It's no secret that Marilyn Monroe was an invention.
Born Norma Jeane Mortenson, the actress grew up poor and mostly in foster care, only to change her name and hair color and achieve a level of stardom arguably unmatched by any celebrity since.
Fascination with the private versus public facets of the icon has inspired countless books, films and songs both during her lifetime and since her death at the age of 36. But the basic features of Monroe's Hollywood persona -- flirty, blonde, curvaceous -- still define the public's most popular recollections of her.
In honor of what would have been the star's 89th birthday on June 1, The Huffington Post compiled some aspects of Monroe's life that differ from her blonde bombshell image.
1. Marilyn Monroe was anything but a "dumb blonde."
While Monroe garnered fame playing characters who matched the ditzy blonde stereotype, the actress was actually quite intellectual. She was an avid reader and maintained a personal library that included work by Ernest Hemingway, D.H. Lawrence, and James Joyce.
"She played ditzy blondes and, for some reason, people believed that was the person she was, but that couldn't have been further from the truth," Michelle Morgan, author of Marilyn Monroe: Private and Undisclosed told The Telegraph.
The novelist Truman Capote, a close friend of Monroe's, also spoke of her intelligence in a 1975 interview with Richard Zoerink for Playgirl magazine.

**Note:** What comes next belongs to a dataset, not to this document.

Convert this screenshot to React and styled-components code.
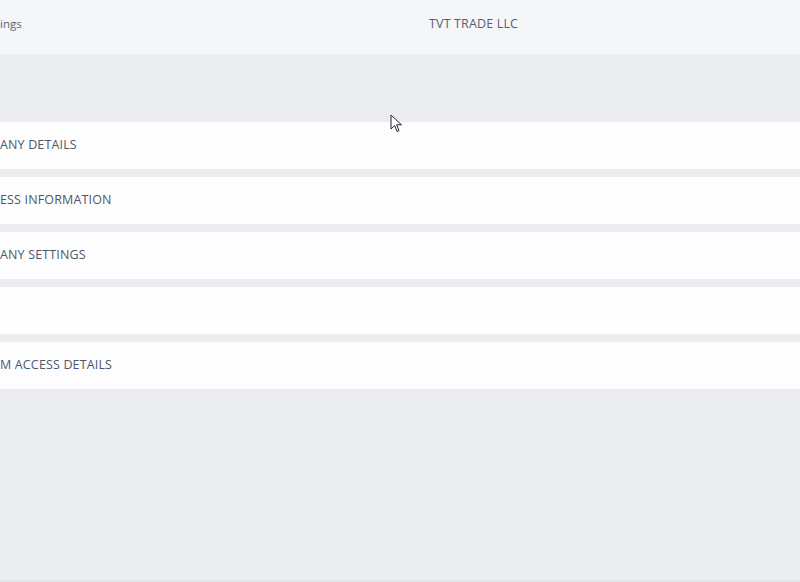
import React from "react";
import styled, { createGlobalStyle } from "styled-components";

const Global = createGlobalStyle`
  html, body { margin: 0; padding: 0; height: 100%; }
  body { background: #ebedf1; font-family: "Open Sans", "Liberation Sans", sans-serif; }
  #root { height: 100%; }
`;

const Page = styled.div`
  width: 800px;
  height: 582px;
  overflow: hidden;
  display: flex;
  flex-direction: column;
  background: #ebedf1;
  box-sizing: border-box;
  border-bottom: 2px solid #e2e5ea;
`;

const Header = styled.header`
  height: 54px;
  flex: none;
  background: #f5f6f8;
  display: grid;
  grid-template-columns: 429px 1fr;
  align-items: center;
  color: #4f5b6d;
`;

const Crumb = styled.span`
  font-size: 11.5px;
  padding-bottom: 8px;
  color: #5a6475;
`;

const Company = styled.span`
  font-size: 12.5px;
  letter-spacing: 0.15px;
  padding-bottom: 8px;
  color: #556173;
`;

const Sections = styled.main`
  display: flex;
  flex-direction: column;
  gap: 8px;
  padding-top: 68px;
`;

const Row = styled.section`
  height: 47px;
  box-sizing: border-box;
  padding-bottom: 2px;
  background: #fcfdfc;
  display: flex;
  align-items: center;
  font-size: 12.5px;
  color: #4d596b;
  letter-spacing: 0.15px;
`;

const Cursor = styled.svg`
  position: absolute;
  left: 390px;
  top: 114px;
`;

const rows = ["ANY DETAILS", "ESS INFORMATION", "ANY SETTINGS", "", "M ACCESS DETAILS"];

export default function App() {
  return (
    <Page>
      <Global />
      <Header>
        <Crumb>ings</Crumb>
        <Company>TVT TRADE LLC</Company>
      </Header>
      <Sections>
        {rows.map((r, i) => (
          <Row key={i}>{r}</Row>
        ))}
      </Sections>
      <Cursor width="14" height="20" viewBox="0 0 14 20">
        <path d="M1 1 L1 15 L4.5 11.5 L7 17.5 L9 16.6 L6.6 10.8 L11.5 10.8 Z" fill="#fff" stroke="#222" strokeWidth="1" strokeLinejoin="miter" />
      </Cursor>
    </Page>
  );
}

"Well, you know ... funny thing about Marilyn," Capote said, "she was really very, very shy, very insecure. But she was also very, very bright. People would humor her, thinking she was a dumb blonde; but Marilyn was very perceptive. She wasn't fooled by many people, and they thought they were fooling her all the time."
2. Joe DiMaggio and Arthur Miller weren't Monroe's only husbands.
Much has been made of Monroe's very public marriages and divorces from famous husbands Joe DiMaggio and Arthur Miller, but Monroe had another marriage that happened out of the spotlight. In 1942, when Monroe was still 16-year-old Norma Jeane, she married a man named James "Jim" Dougherty.
According to Monroe's autobiography My Story, written with Ben Hecht, the marriage was mainly one of circumstance. The family with whom Monroe was living at the time was moving, meaning she would have to go back and live in an orphanage if the two didn't wed. From the autobiography:
"My marriage brought me neither happiness nor pain. My husband and I hardly spoke to each other. This wasn't because we were angry. We had nothing to say."
3. Monroe wanted to be taken seriously as an actress.
Monroe gained a lot of attention for her roles in light films and musicals, as well as for her sex appeal. But the star strived to elevate her craft to the next level. Beginning in 1955, Monroe worked closely with Lee Strasberg of the Actor's Studio to fulfill her goal of becoming a well-respected actress. According to Strasberg's son John, who spoke about Monroe and his father to HuffPost in 2012, the acting coach believed she had the ability to rise to such heights.
"My father, who adored her and thought she was potentially one of the great actresses of her generation, thought that she could play all the great parts -- Blanche in '[A] Streetcar [Named Desire],' for example," he said.
Around the same time, Monroe started a production company, Marilyn Monroe Productions, with friend and photographer Milton Greene in order to give herself the opportunity to play more interesting roles. The actress told Edward R. Murrow as much in an interview on "Person to Person" in 1955.
"It's not that I object to doing musicals or comedies," she said. "In fact, I rather enjoy it. But I would like to do dramatic parts too."
4. Monroe underwent psychoanalysis.
Monroe visited with a psychoanalyst, which was common practice for those studying at the Actor's Studio, according to Vanity Fair. Notebooks with writings that are thought to be explorations from her time in therapy reveal some of the star's internal struggles. One excerpt about the process of undergoing psychoanlaysis reads:
For someone like me its wrong to go through self analisis -- I do it enough in thought generalities enough.
Its not to much fun to know yourself to well or think you do -- everyone needs a little conciet to carry them through & past the falls. [sic; Vanity Fair]
5. Monroe considered herself a Hollywood misfit.
To the outside world, Monroe was Hollywood personified. However, a chapter in My Story called "Why I Am a Hollywood Misfit" suggested Monroe herself thought otherwise. After describing her infamous chronic lateness and tying it back to her challenging childhood, the chapter details her inability to perform the kind of social rituals necessary to succeed in Hollywood party culture:
"My social faults such as this one, and also not being able to laugh all the time at parties as if I were swooning with joy, or not being able to keep chattering like a parrot to other parrots-seem less important to me than some social faults I notice in others," her autobiography reads.
"When people are being 'social' they don't dare be human or intelligent," it continues. "They don't dare to think anything different than the other people at the party. The men and women are not only dressed alike but their minds become all alike. And they expect everybody at the party to say only 'party things.'"
Marilyn Monroe remains a cultural icon long after her death. She deserves to be remembered for her complexities just as much as her bubbly blonde-bombshell persona.